CORS is a browser security mechanism. It prevents malicious websites from making unauthorized requests to your API.
Same-Origin Policy
Browsers enforce the same-origin policy. JavaScript can only make requests to the same origin (protocol + domain + port).
Same origin (allowed):
Page: https://myapp.com/dashboard
API: https://myapp.com/api/pets ✓
Different origin (blocked):
Page: https://myapp.com/dashboard
API: https://api.petstoreapi.com/v1/pets ✗
Without CORS, the second request fails.
Why Same-Origin Policy Exists
Imagine you're logged into your bank at bank.com. You visit a malicious site evil.com. Without same-origin policy:
// On evil.com
fetch('https://bank.com/api/transfer', {
method: 'POST',
credentials: 'include', // Sends your bank.com cookies
body: JSON.stringify({
to: 'attacker-account',
amount: 10000
})
});
The browser would send your authentication cookies to bank.com, and the attacker could steal your money.

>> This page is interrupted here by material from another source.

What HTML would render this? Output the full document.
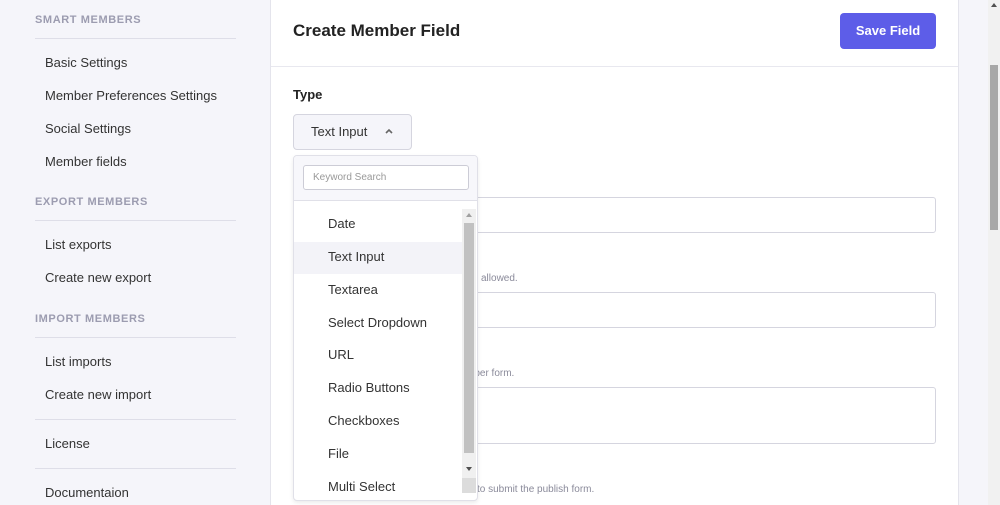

Same-origin policy prevents this. Requests from evil.com to bank.com are blocked.
How CORS Works
CORS lets servers explicitly allow cross-origin requests.
Simple Requests
For simple requests (GET, POST with simple headers), the browser:
- Sends the request with an
Originheader - Server responds with
Access-Control-Allow-Origin - Browser allows or blocks based on the header
Request:
GET /v1/pets HTTP/1.1
Host: api.petstoreapi.com
Origin: https://myapp.com
Response:
HTTP/1.1 200 OK
Access-Control-Allow-Origin: https://myapp.com
Content-Type: application/json
[{"id":"123","name":"Max"}]
The browser sees Access-Control-Allow-Origin: https://myapp.com and allows the response.
Preflight Requests
For complex requests (PUT, DELETE, custom headers), the browser sends a preflight request first.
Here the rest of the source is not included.